The launch location and impact range have not been publicly specified, but the 750 km stated range places a large portion of northern and western India, as well as maritime approaches in the Arabian Sea, within potential reach if deployed from interior Pakistani territory. Depending on payload configurations, the system could be used with conventional warheads for high‑value strikes or, in theory, configured as a nuclear delivery platform, though officials did not address warhead types.

Key actors include Pakistan’s Strategic Plans Division and associated defense research and production entities responsible for missile development. The test also serves as a signaling event toward regional counterparts, most notably India, whose own cruise and ballistic missile programs have advanced steadily over the past decade. In the broader strategic environment, such developments will be closely monitored by major powers with interests in South Asia’s stability, including China, the United States, and Russia.

This test occurs against a background of episodic tensions along the Line of Control and disputed borders, as well as a broader regional arms competition involving precision‑strike, air defense, and space‑based surveillance capabilities. Pakistan’s move to field more accurate, low‑altitude cruise missiles fits a wider pattern of South Asian militaries seeking options for counterforce or countervalue strikes that can circumvent increasingly dense air defense networks.

While there has been no immediate adversarial response reported from New Delhi, Indian defense planners are likely to factor the demonstrated performance of the Fatah‑4 into ongoing air defense modernization and missile defense planning, including layered systems and early‑warning architectures.

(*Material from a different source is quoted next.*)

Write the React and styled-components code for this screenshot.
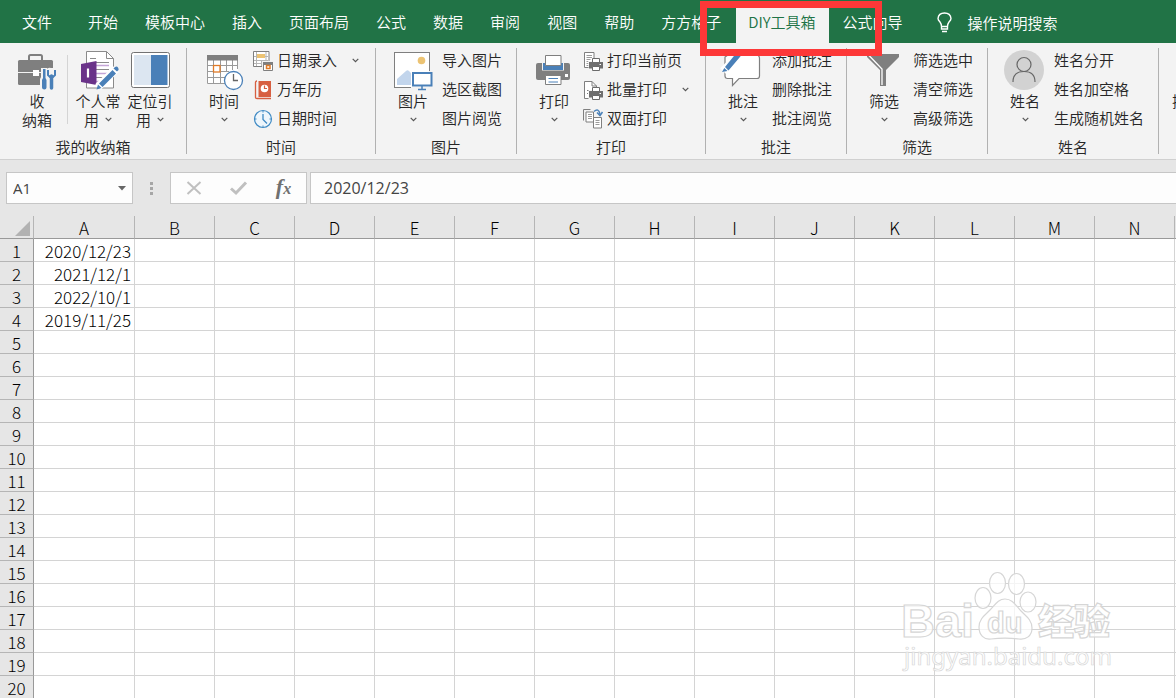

At the global level, the proliferation of long‑range, precision cruise missiles—whether in South Asia, the Middle East, or East Asia—complicates conflict escalation dynamics. These systems offer decision‑makers more credible conventional strike options early in a crisis, but they also blur lines between conventional and nuclear delivery platforms and increase pressure on adversaries to adopt launch‑on‑warning or rapid‑retaliation postures.

Outlook & Way Forward

In the near term, Pakistan can be expected to conduct further validation tests of the Fatah‑4 under varying conditions, including potential salvo launches and live‑fire integration with command‑and‑control networks. Observers should watch for indications of serial production, including procurement announcements, satellite imagery of production facilities, and deployment of associated support infrastructure such as transporter‑erector‑launchers (TELs).

India’s response will be a key indicator of the test’s strategic impact. New Delhi may downplay the event publicly while quietly prioritizing additional investments in layered air and missile defenses, electronic warfare, and its own land‑attack cruise missiles. Diplomatic signaling—such as references to strategic stability in bilateral or multilateral forums—could hint at whether the two rivals see the current trajectory as manageable or destabilizing.

Over the medium to long term, continued cruise and ballistic missile modernization on both sides heightens the importance of robust crisis communication mechanisms and confidence‑building measures. Without some form of tacit or explicit understandings on thresholds and red lines, a future crisis involving conventional missile exchanges could escalate rapidly, especially if either side misinterprets a launch as potentially nuclear. External stakeholders with leverage in the region may quietly encourage restraint and transparency, but the core decisions will rest with Islamabad and New Delhi as they balance deterrence, domestic politics, and economic constraints.